Three of us joined a fourth (who was best man at my wedding) to make a team for the drive from Winchester to Blackpool. Daily Telegraph general knowledge quiz crossword for entertainment in between all the ‘What ever happened to……’ and ‘Do you remember when……….’ moments. ‘A device used in orthodontic practice – 8 letters’ A text from a car doing 80 mph up the M6 to daughter in Melbourne has the answer in under two minutes. Retainer, in case you are wondering. Pub lunch (more on pubs later) and we stop off just outside Bolton for a game of golf at Darwen. We are about to play nine rounds in five days and so we stop for another on the way up. I was much relieved to learn that I had not turned into a right hander now I am in the northern hemisphere and I could still bring the head of the club into contact with the ball in a sort of useful way on most occasions. However all this rudimentary skill was not enough to stop me losing £20. This is going to be an expensive week.

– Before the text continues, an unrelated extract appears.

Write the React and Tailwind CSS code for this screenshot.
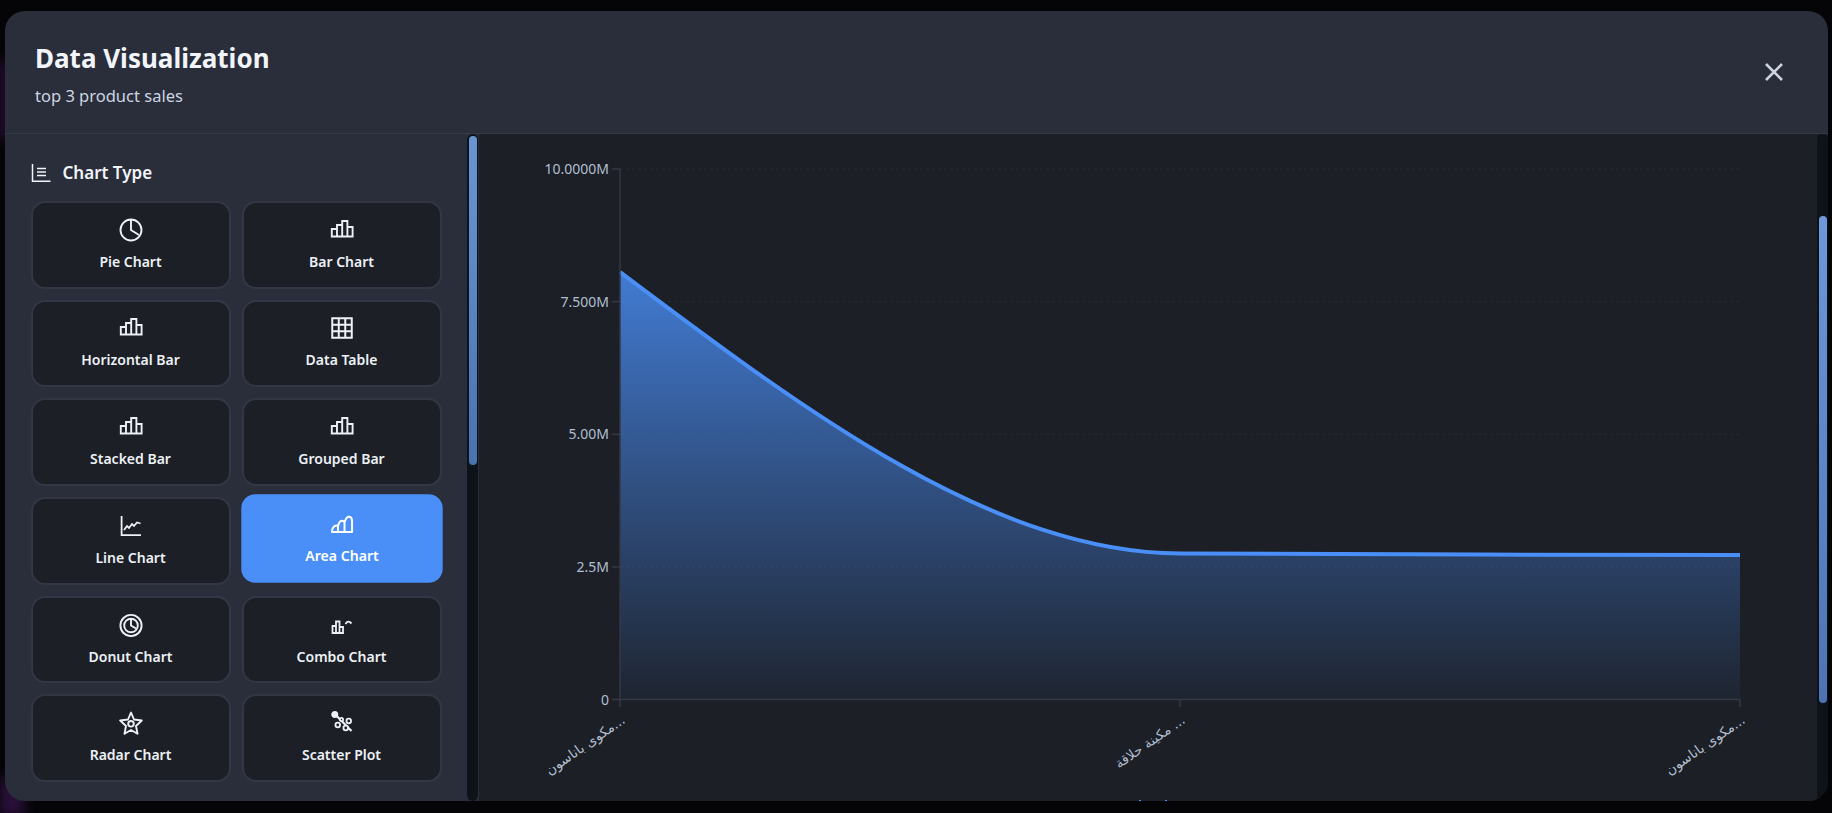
import React from 'react';

function PieIcon() {
    return (
        <svg width="24" height="24" viewBox="0 0 24 24" fill="none" stroke="currentColor" strokeWidth="1.9">
            <circle cx="12" cy="12" r="10.5" />
            <path d="M12 1.5V12L20 17" />
        </svg>
    );
}

function BarIcon() {
    return (
        <svg width="24" height="24" viewBox="0 0 24 24" fill="none" stroke="currentColor" strokeWidth="1.9">
            <path d="M1.8 18.5V11H7V18.5ZM7 18.5V7H12.2V18.5ZM12.2 18.5V3H17.4V18.5ZM17.4 18.5V9H22.6V18.5Z" />
        </svg>
    );
}

function TableIcon() {
    return (
        <svg width="24" height="24" viewBox="0 0 24 24" fill="none" stroke="currentColor" strokeWidth="2">
            <rect x="2.25" y="2.25" width="19.5" height="19.5" />
            <path d="M8.75 2.25V21.75M15.25 2.25V21.75M2.25 8.75H21.75M2.25 15.25H21.75" />
        </svg>
    );
}

function LineIcon() {
    return (
        <svg width="24" height="24" viewBox="0 0 24 24" fill="none" stroke="currentColor" strokeWidth="1.8">
            <path d="M2.6 2V21.2H22" />
            <path d="M5 16L8 12L10 14L13 10L15 12L18 8.5L21.5 9.5" />
        </svg>
    );
}

function AreaIcon() {
    return (
        <svg width="24" height="24" viewBox="0 0 24 24" fill="none" stroke="currentColor" strokeWidth="2" strokeLinejoin="round">
            <path d="M2 20.5C2 17 4 14 6.5 14L8 14.5C9 11 11 9 13 9.5L14.5 11C15.5 7 17.5 5 19.5 5.5C21.5 6 22 8 22 10V20.5ZM8 14.5V20.5M14.5 11V20.5" />
        </svg>
    );
}

function DonutIcon() {
    return (
        <svg width="24" height="24" viewBox="0 0 24 24" fill="none" stroke="currentColor" strokeWidth="1.9">
            <circle cx="12" cy="12.5" r="10.6" />
            <circle cx="12" cy="12.5" r="6.8" />
            <path d="M12 5.5V12.5L17 15.5" />
        </svg>
    );
}

function ComboIcon() {
    return (
        <svg width="24" height="24" viewBox="0 0 24 24" fill="none" stroke="currentColor" strokeWidth="1.8">
            <path d="M2.5 20V13H6V20ZM6 20V8.5H9.5V20ZM9.5 20V14H13V20ZM2.5 20H13" />
            <path d="M15.5 11Q18 6.5 21.5 10.5" strokeWidth="1.9" />
        </svg>
    );
}

function RadarIcon() {
    return (
        <svg width="24" height="24" viewBox="0 0 24 24" fill="none" stroke="currentColor" strokeWidth="1.9" strokeLinejoin="round">
            <path d="M12 1.5L15 8.5L22.8 9.5L17 15L18.5 22.8L12 19L5.5 22.8L7 15L1.2 9.5L9 8.5Z" />
            <circle cx="12" cy="12.8" r="2.8" />
        </svg>
    );
}

function ScatterIcon() {
    return (
        <svg width="24" height="24" viewBox="0 0 24 24" fill="none" stroke="currentColor" strokeWidth="1.8">
            <path d="M4.75 3L21.5 20" strokeWidth="2.2" />
            <circle cx="4.75" cy="3.5" r="2.6" fill="currentColor" />
            <circle cx="18.75" cy="10" r="2.3" fill="#1c1f26" />
            <circle cx="7.75" cy="14" r="2.3" fill="#1c1f26" />
            <circle cx="15.75" cy="17" r="2.3" fill="#1c1f26" />
            <circle cx="11.5" cy="8.5" r="1.6" fill="#1c1f26" />
        </svg>
    );
}

const chartTypes = [
    { label: 'Pie Chart', Icon: PieIcon },
    { label: 'Bar Chart', Icon: BarIcon },
    { label: 'Horizontal Bar', Icon: BarIcon },
    { label: 'Data Table', Icon: TableIcon },
    { label: 'Stacked Bar', Icon: BarIcon },
    { label: 'Grouped Bar', Icon: BarIcon },
    { label: 'Line Chart', Icon: LineIcon },
    { label: 'Area Chart', Icon: AreaIcon, active: true },
    { label: 'Donut Chart', Icon: DonutIcon },
    { label: 'Combo Chart', Icon: ComboIcon },
    { label: 'Radar Chart', Icon: RadarIcon },
    { label: 'Scatter Plot', Icon: ScatterIcon },
];

const yTicks = [
    { y: 169, label: '10.0000M' },
    { y: 301.6, label: '7.500M' },
    { y: 434.3, label: '5.00M' },
    { y: 566.9, label: '2.5M' },
    { y: 699.5, label: '0' },
];

const xTicks = [
    { x: 620, label: 'مكوى باناسون...' },
    { x: 1180, label: 'مكينة حلاقة ...' },
    { x: 1740, label: 'مكوى باناسون...' },
];

const curve = 'M620 272C806.67 412.2 993.33 552.5 1180 553.5C1366.67 554.5 1553.33 554.75 1740 555';

function AreaChart() {
    return (
        <svg width="1338" height="667" viewBox="479 134 1338 667" className="block">
            <defs>
                <linearGradient id="areaFill" x1="0" y1="0" x2="0" y2="1">
                    <stop offset="0%" stopColor="#4a8ff8" stopOpacity="0.82" />
                    <stop offset="100%" stopColor="#4a8ff8" stopOpacity="0.05" />
                </linearGradient>
            </defs>

            {yTicks.slice(0, 4).map((t) => (
                <line key={t.y} x1="620" x2="1740" y1={t.y} y2={t.y} stroke="#262a33" strokeDasharray="3 3" />
            ))}

            <path d={curve + 'L1740 699.5L620 699.5Z'} fill="url(#areaFill)" />
            <path d={curve} fill="none" stroke="#4a8ff8" strokeWidth="4" />

            <path d="M620 169V699.5H1740" fill="none" stroke="#343946" strokeWidth="1.5" />
            {yTicks.map((t) => (
                <g key={t.y}>
                    <line x1="612" x2="620" y1={t.y} y2={t.y} stroke="#343946" strokeWidth="1.5" />
                    <text x="609" y={t.y + 5} textAnchor="end" fontSize="14" fill="#b2bfd1" fontFamily='"Noto Sans", sans-serif'>
                        {t.label}
                    </text>
                </g>
            ))}
            {xTicks.map((t) => (
                <g key={t.x}>
                    <line x1={t.x} x2={t.x} y1="699.5" y2="707" stroke="#343946" strokeWidth="1.5" />
                    <text
                        x={t.x + 6}
                        y="722"
                        textAnchor="end"
                        fontSize="13.5"
                        fill="#b2bfd1"
                        fontFamily='"DejaVu Sans", sans-serif'
                        transform={`rotate(-35 ${t.x + 6} 722)`}
                    >
                        {t.label}
                    </text>
                </g>
            ))}

            {/* legend, cut off by the bottom of the panel */}
            <rect x="1139" y="800" width="2" height="1" fill="#4a8ff8" />
            <rect x="1165" y="800" width="2" height="1" fill="#4a8ff8" />
        </svg>
    );
}

export default function App() {
    return (
        <div className="relative h-screen overflow-hidden bg-[#050507] pt-[11px] pr-[4px] pb-[12px] pl-[5px] font-['Noto_Sans','DejaVu_Sans',sans-serif]">
            <div className="absolute left-0 top-[60px] h-[80px] w-[10px] bg-[#2a0f3a] blur-[6px]" />
            <div className="absolute -bottom-[4px] left-0 h-[40px] w-[24px] bg-[#2a0f3a] blur-[6px]" />

            <div className="relative flex h-full flex-col overflow-hidden rounded-[20px] bg-[#2a2d3a]">
                <header className="flex h-[123px] shrink-0 items-center justify-between border-b border-[#363a47] pl-[30px] pr-[42px]">
                    <div className="pt-[5px]">
                        <h1 className="text-[26px] leading-[34px] font-bold text-[#f1f5f9]">Data Visualization</h1>
                        <p className="mt-[9px] text-[16.5px] leading-[24px] text-[#cbd5e1]">top 3 product sales</p>
                    </div>
                    <svg width="24" height="24" viewBox="0 0 24 24" fill="none" stroke="#cbd5e1" strokeWidth="2.6" className="mt-[-1px]">
                        <path d="M4 4L20 20M20 4L4 20" />
                    </svg>
                </header>

                <div className="flex min-h-0 flex-1">
                    <aside className="w-[462px] shrink-0 pl-[25.5px] pr-[25.5px] pt-[29px]">
                        <div className="mb-[18px] flex h-[20px] items-center gap-[12px]">
                            <svg width="20" height="20" viewBox="0 0 20 20" fill="none" stroke="#f1f5f9" strokeWidth="1.5">
                                <path d="M1.5 1V18.2H19.5" />
                                <path d="M6 5.5H15M6 9H15M6 12.5H15" />
                            </svg>
                            <span className="text-[17px] font-semibold text-[#f1f5f9]">Chart Type</span>
                        </div>
                        <div className="grid grid-cols-2 gap-x-[11px] gap-y-[11.2px]">
                            {chartTypes.map(({ label, Icon, active }) => (
                                <div
                                    key={label}
                                    className={
                                        active
                                            ? 'flex h-[87.5px] -translate-y-[2.5px] scale-[1.007] flex-col items-center justify-center gap-[10px] rounded-[14px] border-2 border-[#4a8ff8] bg-[#4a8ff8] text-white'
                                            : 'flex h-[87.5px] flex-col items-center justify-center gap-[10px] rounded-[14px] border-2 border-[#333745] bg-[#1c1f26] text-[#edf1f6]'
                                    }
                                >
                                    <Icon />
                                    <span className="text-[14px] leading-[20px] font-semibold">{label}</span>
                                </div>
                            ))}
                        </div>
                    </aside>

                    <div className="w-[12px] shrink-0 rounded-[6px] border-r border-[#2a2e38] bg-[#0e1319] pl-[2px] pr-[1px] pt-[2px]">
                        <div className="h-[329px] rounded-[5px] bg-gradient-to-b from-[#6a95d3] to-[#4a72b0]" />
                    </div>

                    <main className="flex min-w-0 flex-1 bg-[#1c1f26]">
                        <AreaChart />
                        <div className="w-[11px] shrink-0 rounded-[5px] bg-[#0e1319] pl-[2px] pr-[1px] pt-[82px]">
                            <div className="h-[487px] rounded-[5px] bg-gradient-to-b from-[#6f98d8] to-[#4d73b3]" />
                        </div>
                    </main>
                </div>
            </div>
        </div>
    );
}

Arrive in Blackpool (more of this later as well) to be greeted by the Fuhrer. I thought the bloke meeting us in the car park of the very nice Ramsey Hotel was my old friend Whitmore but it was soon made apparent that in his new guise he had total control over my life for the next five days. Things are the same and things are different. All the blokes from my past were instantly recognisable physically give or take the odd grey hair (well quite a lot really) and a bit of condition in the late summer of our lives, but instead of arriving by mini ute, clapped out Austin 1100 or stout boots we all rolled up in Mercedes, Jaguars and even a Porsche for the mini ute owner. However the insides of all these blokes has not changed in forty years. Bloody marvellous.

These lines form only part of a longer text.